Mandates, Not Market Prices, Likely to Keep U.S. Solar Growing
U.S. local and state policies will continue to bolster the growth of solar power, despite the Trump administrations recent move to slap tariffs on imported solar panels, writes Erin Ailworth.
“We are still bullish that solar prices will continue to come down—maybe not at the pace they’ve been coming down”
– Robert Caldwell, President of Duke Energy Corp.
Surging Demand for Car Batteries is Fueling Child Labor in Mines
A booming market for cobalt, a vital mineral in batteries used in electric vehicles and mobile phones, is fueling a surge in small scale mining in the Democratic Republic of Congo, where some mines use child labor, Bloomberg reports.
WSJ Energy In-Depth
America’s Emerging Petro Economy Flips the Impact of Oil
High oil prices used to be bad for the U.S. economy and consumers but America’s ascendency as a leading fossil fuel producer has led to economic growth even as crude prices rise, writes The Wall Street Journal’s Grep Ip.
More expensive oil is still a tax on consumers. But that tax is increasingly offset by the boost to energy investment, production and jobs.
The U.S. business cycle is now tied in complex and surprising ways to the global oil market.
This is a sharp contrast to historic patterns. When oil prices plunged in 1998 because of the Asian financial crisis, U.S. growth got a boost. When they skyrocketed in 2008, it pummeled an economy already wilting from the mortgage crisis.
BP PLC’s latest world energy outlook predicts the U.S. will account for 18% of world oil and related liquids output in a little over two decades, well ahead of second-place Saudi Arabia at 13%.
Spain’s Repsol, Europe’s fifth-largest refiner by market value, is set to sell its 20% share of Gas Natural to CVC Capital Partners for $4.69 billion, Reuters reports.
Today: The Energy Institute hosts the last day of the International Petroleum Week conference in London. Speakers include BP Chief Executive Bob Dudley and Dr. Faith Birol, executive director of the International Energy Agency.
Also, the U.S. Energy Information Administration will release its weekly petroleum status report.
March 5-9: Cambridge Energy Research Associates hosts the CERAWeek energy conference in Houston. The speakers include IHS Markit Vice Chairman Dr. Daniel Yergin and Amin Nasser, president and CEO of Saudi Arabia Oil Co., or Saudi Aramco.

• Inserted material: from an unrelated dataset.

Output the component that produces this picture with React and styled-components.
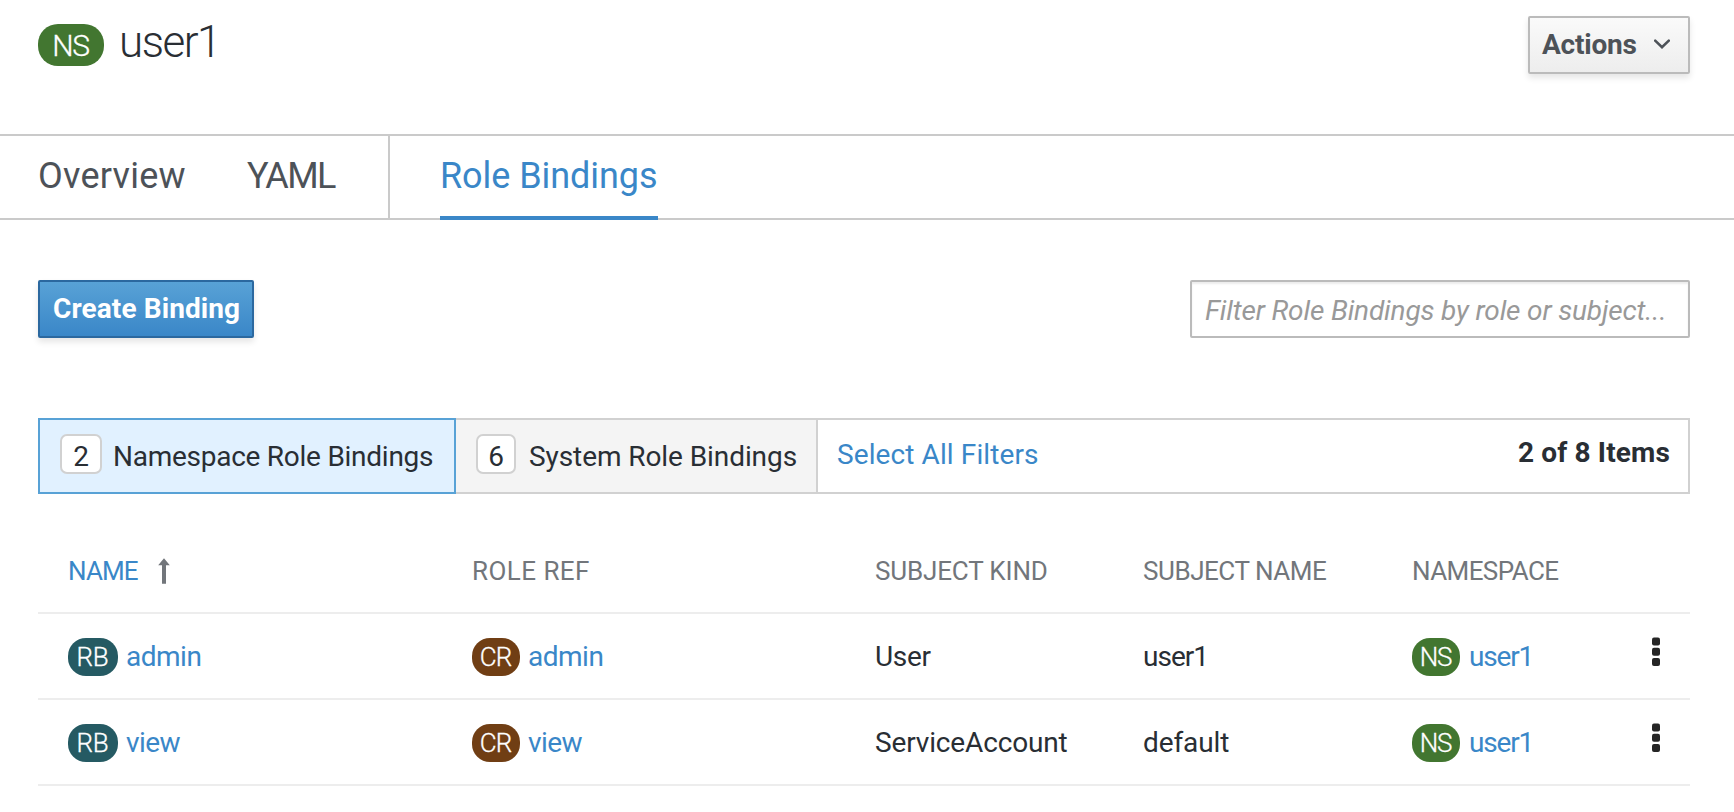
import React from "react";
import styled, { createGlobalStyle } from "styled-components";

const GlobalStyle = createGlobalStyle`
  *, *::before, *::after { box-sizing: border-box; }
  body {
    margin: 0;
    background: #fff;
    color: #292e34;
    font-family: Roboto, "Liberation Sans", sans-serif;
    font-size: 28px;
  }
`;

const Page = styled.main`
  height: 812px;
  overflow: hidden;
`;

const Header = styled.header`
  display: flex;
  justify-content: space-between;
  align-items: flex-start;
  height: 134px;
  padding: 16px 44px 0 38px;
`;

const Heading = styled.div`
  display: flex;
  align-items: flex-start;
  gap: 15px;
  padding-top: 8px;
`;

const Title = styled.h1`
  margin: -2px 0 0;
  font-size: 44px;
  line-height: 40px;
  font-weight: 300;
  letter-spacing: -1.5px;
`;

const KINDS = {
  NS: { color: "#427630", width: 48, gap: 9, tracking: -1.3 },
  RB: { color: "#255a63", width: 50, gap: 8, tracking: -0.3 },
  CR: { color: "#703e14", width: 48, gap: 8, tracking: -1 },
};

const KindBadge = styled.span`
  flex: none;
  width: ${(p) => (p.$large ? 66 : KINDS[p.$kind].width)}px;
  height: ${(p) => (p.$large ? 42 : 38)}px;
  padding-top: ${(p) => (p.$large ? 2 : 0)}px;
  padding-right: 1px;
  border-radius: ${(p) => (p.$large ? 20 : 18)}px;
  background: ${(p) => KINDS[p.$kind].color};
  color: #fff;
  font-size: ${(p) => (p.$large ? 30 : 26)}px;
  line-height: ${(p) => (p.$large ? 40 : 38)}px;
  font-weight: 300;
  -webkit-text-stroke: 0.3px #fff;
  letter-spacing: ${(p) => KINDS[p.$kind].tracking}px;
  text-align: center;
`;

const Button = styled.button`
  display: flex;
  align-items: center;
  height: 58px;
  border: 2px solid ${(p) => (p.$primary ? "#2b689f" : "#bbb")};
  border-radius: 2px;
  padding: ${(p) => (p.$primary ? "0 12px 2px 13px" : "0 18px 2px 12px")};
  background: ${(p) =>
    p.$primary
      ? "linear-gradient(#58a2d6, #3a87c8)"
      : "linear-gradient(#fafafa, #ededed)"};
  box-shadow: 0 4px 6px rgba(3, 3, 3, 0.1);
  color: ${(p) => (p.$primary ? "#fff" : "#4d5258")};
  font: 700 28px Roboto, "Liberation Sans", sans-serif;
  letter-spacing: ${(p) => (p.$primary ? 0.1 : -0.2)}px;
  white-space: nowrap;
`;

const ActionsButton = styled(Button)`
  width: 162px;
  justify-content: space-between;
`;

const CreateButton = styled(Button)`
  width: 216px;
`;

const Tabs = styled.nav`
  display: flex;
  height: 86px;
  padding-left: 38px;
  border-top: 2px solid #cacaca;
  border-bottom: 2px solid #cacaca;
`;

const TabGroup = styled.div`
  display: flex;
  gap: 61px;
  width: 352px;
  margin-right: 50px;
  border-right: 2px solid #cacaca;
`;

const Tab = styled.a`
  height: 84px;
  margin-bottom: -2px;
  border-bottom: 4px solid ${(p) => (p.$active ? "#3a87c8" : "transparent")};
  color: ${(p) => (p.$active ? "#3a87c8" : "#4d5258")};
  font-size: 36px;
  line-height: 80px;
  letter-spacing: ${(p) => p.$tracking}px;
  white-space: nowrap;
`;

const Toolbar = styled.div`
  display: flex;
  justify-content: space-between;
  padding: 60px 44px 0 38px;
`;

const FilterInput = styled.input`
  width: 500px;
  height: 58px;
  border: 2px solid #bbb;
  border-radius: 2px;
  padding: 3px 12px 0 13px;
  box-shadow: inset 0 2px 2px rgba(3, 3, 3, 0.075);
  background: #fff;
  font: 400 28px Roboto, "Liberation Sans", sans-serif;
  letter-spacing: -0.15px;
  outline: none;
  &::placeholder {
    color: #999;
    font-style: italic;
    opacity: 1;
  }
`;

const FilterBar = styled.div`
  display: flex;
  height: 76px;
  margin: 80px 44px 0 38px;
  border: 2px solid #d1d1d1;
`;

const FilterToggle = styled.div`
  display: flex;
  align-items: flex-start;
  gap: ${(p) => (p.$active ? 11 : 13)}px;
  width: ${(p) => (p.$active ? 418 : 362)}px;
  margin: ${(p) => (p.$active ? "-2px 0 -2px -2px" : "0")};
  padding: 14px 0 0 20px;
  border: 0 solid #d1d1d1;
  border-right-width: 2px;
  background: #f4f4f4;
  letter-spacing: ${(p) => (p.$active ? -0.26 : -0.08)}px;
  line-height: 46px;
  white-space: nowrap;
  ${(p) => p.$active && "border: 2px solid #58a2d6; background: #e1f1ff;"}
`;

const Count = styled.span`
  flex: none;
  width: ${(p) => p.$width}px;
  height: 40px;
  padding-top: 2px;
  border: 2px solid #d1d1d1;
  border-radius: 7px;
  background: #fff;
  line-height: 38px;
  text-align: center;
`;

const SelectAll = styled.a`
  margin-left: 19px;
  color: #3a87c8;
  line-height: 69px;
  letter-spacing: 0.1px;
`;

const Total = styled.span`
  margin: 0 18px 0 auto;
  font-weight: 700;
  line-height: 65px;
  letter-spacing: 0.15px;
`;

const Table = styled.div`
  margin: 34px 44px 0 38px;
`;

const Row = styled.div`
  display: grid;
  grid-template-columns: 404px 403px 268px 269px 1fr auto;
  align-items: center;
  height: 86px;
  padding: ${(p) => (p.$head ? "1px" : "2px")} 30px 0 30px;
  border-bottom: 2px solid #ededed;
`;

const HeadCell = styled.div`
  display: flex;
  align-items: center;
  gap: 20px;
  color: ${(p) => (p.$sorted ? "#3a87c8" : "#72767b")};
  font-size: 26px;
  letter-spacing: ${(p) => p.$tracking}px;
`;

const Cell = styled.div`
  display: flex;
  align-items: center;
  gap: ${(p) => p.$gap || 0}px;
  letter-spacing: ${(p) => p.$tracking}px;
`;

const CellText = styled.span`
  padding-bottom: 2px;
  color: ${(p) => (p.$link ? "#3a87c8" : "inherit")};
`;

const KebabIcon = styled.svg`
  display: block;
  margin-top: -10px;
  fill: #252525;
`;

function Kebab() {
  return (
    <KebabIcon width="8" height="30" viewBox="0 0 8 30">
      <rect y="0.4" width="8" height="8" rx="2" />
      <rect y="10.8" width="8" height="8" rx="2" />
      <rect y="21.1" width="8" height="8" rx="2" />
    </KebabIcon>
  );
}

function ResourceCell({ kind, name, tracking }) {
  return (
    <Cell $gap={KINDS[kind].gap} $tracking={tracking}>
      <KindBadge $kind={kind}>{kind}</KindBadge>
      <CellText $link>{name}</CellText>
    </Cell>
  );
}

const COLUMNS = [
  { label: "NAME", tracking: -0.9, sorted: true },
  { label: "ROLE REF", tracking: 0.45 },
  { label: "SUBJECT KIND", tracking: -0.16 },
  { label: "SUBJECT NAME", tracking: -0.45 },
  { label: "NAMESPACE", tracking: -0.6 },
];

const BINDINGS = [
  { name: "admin", nameTracking: -0.5, kind: "User", kindTracking: -0.3, subject: "user1", subjectTracking: -1 },
  { name: "view", nameTracking: -0.6, kind: "ServiceAccount", kindTracking: -0.15, subject: "default", subjectTracking: -0.1 },
];

export default function App() {
  return (
    <Page>
      <GlobalStyle />
      <Header>
        <Heading>
          <KindBadge $kind="NS" $large>NS</KindBadge>
          <Title>user1</Title>
        </Heading>
        <ActionsButton>
          Actions
          <svg width="16" height="10" viewBox="0 0 16 10" fill="none" stroke="#4d5258" strokeWidth="2.6">
            <path d="M1.2 1.6 8 8.2 14.8 1.6" strokeLinecap="round" />
          </svg>
        </ActionsButton>
      </Header>

      <Tabs>
        <TabGroup>
          <Tab $tracking={0.25}>Overview</Tab>
          <Tab $tracking={-1.6}>YAML</Tab>
        </TabGroup>
        <Tab $active $tracking={-0.06}>Role Bindings</Tab>
      </Tabs>

      <Toolbar>
        <CreateButton $primary>Create Binding</CreateButton>
        <FilterInput placeholder="Filter Role Bindings by role or subject..." />
      </Toolbar>

      <FilterBar>
        <FilterToggle $active>
          <Count $width={42}>2</Count>
          Namespace Role Bindings
        </FilterToggle>
        <FilterToggle>
          <Count $width={40}>6</Count>
          System Role Bindings
        </FilterToggle>
        <SelectAll>Select All Filters</SelectAll>
        <Total>2 of 8 Items</Total>
      </FilterBar>

      <Table>
        <Row $head>
          {COLUMNS.map((c) => (
            <HeadCell key={c.label} $sorted={c.sorted} $tracking={c.tracking}>
              {c.label}
              {c.sorted && (
                <svg width="12" height="26" viewBox="0 0 12 26" fill="#72767b">
                  <path d="M6 0.2 11.8 7.2H8V25.8H4V7.2H0.2Z" />
                </svg>
              )}
            </HeadCell>
          ))}
        </Row>
        {BINDINGS.map((b) => (
          <Row key={b.name}>
            <ResourceCell kind="RB" name={b.name} tracking={b.nameTracking} />
            <ResourceCell kind="CR" name={b.name} tracking={b.nameTracking} />
            <Cell $tracking={b.kindTracking}>
              <CellText>{b.kind}</CellText>
            </Cell>
            <Cell $tracking={b.subjectTracking}>
              <CellText>{b.subject}</CellText>
            </Cell>
            <ResourceCell kind="NS" name="user1" tracking={-1.2} />
            <Kebab />
          </Row>
        ))}
      </Table>
    </Page>
  );
}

June 5-6: The London Crude Oil Summit. The speakers include Shell Vice President of Crude Trading Mike Muller and Franco Magnani CEO, of Eni Trading and Shipping.
The WSJ’s reporter Benoit Faucon on peak demand. The International Energy Agency does not see global demand for oil peaking before 2040, its executive director said Wednesday. The remarks come after British oil giant BP PLC predicted Tuesday that demand for crude oil could peak in the next two decades, as renewables like solar power surge faster than expected to meet a greater share of the world’s energy mix. But speaking at the IP Week conference in London, Fatih Birol, head of the IEA, which monitors energy trends for big consumers, said “we don’t see a peak in oil demand unlike what some companies say.” While the use of electric cars will increase by 2040, it will remain a minority and “demand will grow because of trucks, jets and petrochemical,” he said.

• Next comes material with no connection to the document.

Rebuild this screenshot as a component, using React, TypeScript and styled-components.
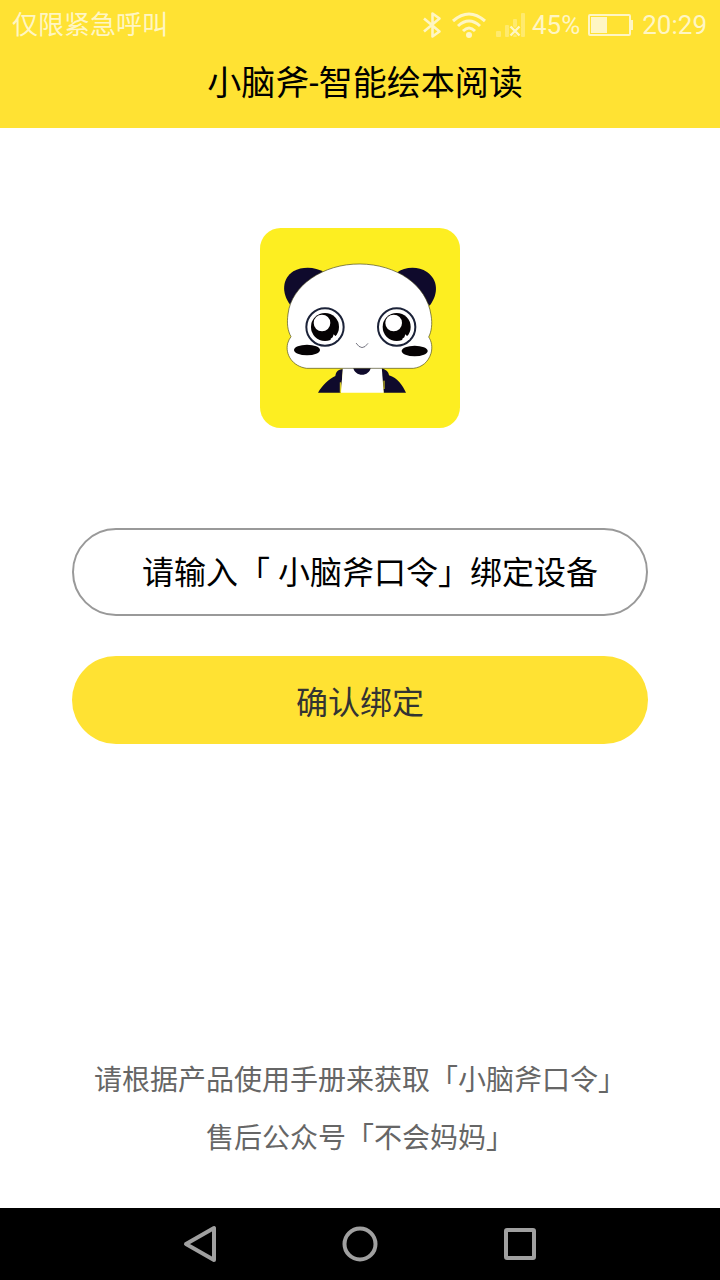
import React from "react";
import styled, { createGlobalStyle } from "styled-components";

const GlobalStyle = createGlobalStyle`
  *, *::before, *::after { box-sizing: border-box; }
  body {
    margin: 0;
    background: #fff;
    color: #000;
    font-family: Roboto, "Noto Sans CJK SC", sans-serif;
  }
  button, input { font: inherit; }
`;

const Screen = styled.div`
  display: flex;
  flex-direction: column;
  min-height: 100vh;
`;

const Header = styled.header`
  background: #ffe233;
`;

const StatusBar = styled.div`
  display: flex;
  align-items: center;
  justify-content: space-between;
  height: 48px;
  padding: 1px 13px 0 12px;
  color: #fff6c4;
  font-size: 26px;
  line-height: 48px;
`;

const StatusIcons = styled.div`
  display: flex;
  align-items: center;
  gap: 10px;
`;

const Battery = styled.span`
  display: flex;
  align-items: center;
  gap: 8px;
  margin-left: -4px;
`;

const Title = styled.h1`
  margin: 0;
  padding: 0 0 10px 10px;
  font-size: 34px;
  font-weight: 400;
  line-height: 70px;
  text-align: center;
`;

const Main = styled.main`
  flex: 1;
  display: flex;
  flex-direction: column;
  align-items: center;
  padding: 100px 10% 40px;
`;

const Logo = styled.svg`
  width: 200px;
  height: 200px;
`;

const BindForm = styled.form`
  display: flex;
  flex-direction: column;
  gap: 40px;
  width: 100%;
  margin-top: 100px;
`;

const CodeInput = styled.input`
  width: 100%;
  height: 88px;
  padding: 2px 0 0 20px;
  border: 2px solid #999;
  border-radius: 44px;
  background: #fff;
  font-size: 32px;
  text-align: center;
  outline: none;
  &::placeholder { color: #000; opacity: 1; }
`;

const SubmitButton = styled.button`
  height: 88px;
  padding: 0;
  border: 0;
  border-radius: 44px;
  background: #ffe233;
  color: #333;
  font-size: 32px;
`;

const Notes = styled.footer`
  margin-top: auto;
  color: #666;
  font-size: 28px;
  line-height: 58px;
  text-align: center;
`;

const Note = styled.p`
  margin: 0;
`;

const NavBar = styled.nav`
  display: flex;
  justify-content: center;
  gap: 88px;
  height: 72px;
  background: #000;
`;

const NavButton = styled.button`
  display: flex;
  align-items: center;
  justify-content: center;
  width: 72px;
  height: 72px;
  padding: 0;
  border: 0;
  background: none;
  color: #a0a0a0;
`;

const BluetoothIcon = () => (
  <svg width="20" height="28" viewBox="0 0 20 28" fill="none" stroke="currentColor" strokeWidth="2.6">
    <path d="M2 7.500 17.500 20.500 10.500 25.500V2.500L17.500 7.500 2 20.500" strokeLinejoin="round" />
  </svg>
);

const WifiIcon = () => (
  <svg width="34" height="26" viewBox="0 0 34 26" fill="none" stroke="currentColor" strokeWidth="3">
    <path d="M1 9Q17-5 33 9M6 14Q17 4 28 14M11 19Q17 13 23 19" />
    <circle cx="17" cy="23" r="3" fill="currentColor" stroke="none" />
  </svg>
);

const SignalIcon = () => (
  <svg width="30" height="26" viewBox="0 0 30 26" fill="currentColor">
    <g opacity=".4">
      <rect y="19" width="5" height="6" rx="1" />
      <rect x="9" y="13" width="4" height="12" rx="1" />
      <rect x="17" y="7" width="4" height="18" rx="1" />
      <rect x="25" y="1" width="4" height="24" rx="1" />
    </g>
    <path d="m14 14 10 10m0-10-10 10" fill="none" stroke="#ffe233" strokeWidth="4" />
    <path d="m14.500 14.500 9 9m0-9-9 9" fill="none" stroke="currentColor" strokeWidth="2.4" />
  </svg>
);

const BatteryIcon = () => (
  <svg width="46" height="24" viewBox="0 0 46 24">
    <rect x="1" y="2" width="41" height="20" rx="1" fill="none" stroke="currentColor" strokeWidth="2" />
    <rect x="3" y="4" width="16" height="16" fill="currentColor" />
    <path d="M42 7h3v10h-3z" fill="currentColor" />
  </svg>
);

const Eye = ({ x }: { x: number }) => (
  <g transform={`translate(${x} 312)`}>
    <circle r="56" fill="#fff" stroke="#1b2238" strokeWidth="6" />
    <circle r="42" fill="#050203" />
    <circle cx="-9" cy="-12" r="25" fill="#fff" />
    <path d="M17 42V35L23 31 26 22 31 27 38 24V38Z" fill="#fff" />
  </g>
);

const PandaLogo = () => (
  <Logo viewBox="15 15 600 600" role="img" aria-label="小脑斧">
    <rect x="15" y="15" width="600" height="600" rx="62" fill="#fdee21" />
    <g fill="#0f0a2c">
      <path d="M106 246C78 210 82 166 115 145C144 129 183 132 206 148L155 200Z" />
      <path d="M524 248C552 212 549 170 516 147C487 128 449 132 425 149L480 200Z" />
      <path d="M189 509C203 486 222 468 241 459C243 446 249 439 264 439L257 509Z" />
      <path d="M378 436C392 438 401 447 402 457C428 465 443 488 453 509H386Z" />
    </g>
    <path d="M264 430H380L386 509H258Z" fill="#fff" />
    <path d="M256 478V509M387 473V498" fill="none" stroke="#fdee21" strokeWidth="3" />
    <path d="M294 432H348C343 463 299 463 294 432Z" fill="#0f0a2c" />
    <path
      d="M155 436C112 430 90 394 98 361C100 353 104 347 108 341C98 323 95 302 99 273C109 188 204 122 315 123C424 124 515 185 528 276C533 303 529 327 521 342C530 355 533 373 528 391C520 417 501 433 475 436Z"
      fill="#fff"
      stroke="#4a4820"
      strokeWidth="2"
    />
    <Eye x={210} />
    <Eye x={425} />
    <ellipse cx="156" cy="381" rx="39" ry="16" fill="#050203" />
    <ellipse cx="479" cy="384" rx="39" ry="16" fill="#050203" />
    <path d="M303 360Q321 387 339 361" fill="none" stroke="#333344" strokeWidth="2" />
  </Logo>
);

export default function App() {
  return (
    <Screen>
      <GlobalStyle />
      <Header>
        <StatusBar>
          <span>仅限紧急呼叫</span>
          <StatusIcons>
            <BluetoothIcon />
            <WifiIcon />
            <SignalIcon />
            <Battery>
              <span>45%</span>
              <BatteryIcon />
              <span>20:29</span>
            </Battery>
          </StatusIcons>
        </StatusBar>
        <Title>小脑斧-智能绘本阅读</Title>
      </Header>
      <Main>
        <PandaLogo />
        <BindForm onSubmit={(e) => e.preventDefault()}>
          <CodeInput aria-label="小脑斧口令" placeholder="请输入「 小脑斧口令」绑定设备" />
          <SubmitButton type="submit">确认绑定</SubmitButton>
        </BindForm>
        <Notes>
          <Note>请根据产品使用手册来获取「小脑斧口令」</Note>
          <Note>售后公众号「不会妈妈」</Note>
        </Notes>
      </Main>
      <NavBar>
        <NavButton aria-label="返回">
          <svg width="36" height="40" viewBox="0 0 36 40" fill="none" stroke="currentColor" strokeWidth="4" strokeLinejoin="round">
            <path d="M4 20 32 4v32z" />
          </svg>
        </NavButton>
        <NavButton aria-label="主屏幕">
          <svg width="36" height="36" viewBox="0 0 36 36" fill="none" stroke="currentColor" strokeWidth="4">
            <circle cx="18" cy="18" r="15.500" />
          </svg>
        </NavButton>
        <NavButton aria-label="最近任务">
          <svg width="32" height="32" viewBox="0 0 32 32" fill="none" stroke="currentColor" strokeWidth="4">
            <rect x="2" y="2" width="28" height="28" rx="1" />
          </svg>
        </NavButton>
      </NavBar>
    </Screen>
  );
}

The WSJ’s correspondent Sarah McFarlane on China’s gas consumption. China plans to commission 5 new liquefied natural gas receiving terminals this year, says Shengxiang Su, senior natural gas analyst at JLC Network Technology. Speaking at IP Week in London, Ms. Su said China’s continued switch away from coal to gas will drive its LNG demand in 2018. In 2017 Chinese LNG imports rose by around 50% as the country sought to improve air quality by burning gas instead of coal for heat and electricity.
The WSJ’s Christopher Alessi on Germany’s relationship with coal. Germany has been slow to phase out coal, but “there is a growing realization” that to meet their 2030 climate targets “they need to do something else,” said Tor Martin Anfinnsen, senior vice president at Statoil ASA. “The easy option is to substitute more coal for gas,” Mr. Anfinnsen said during the annual International Petroleum Week conference in London on Wednesday. He argued that in Germany the “reality will catch up” with the political considerations that have held back a transition away from coal.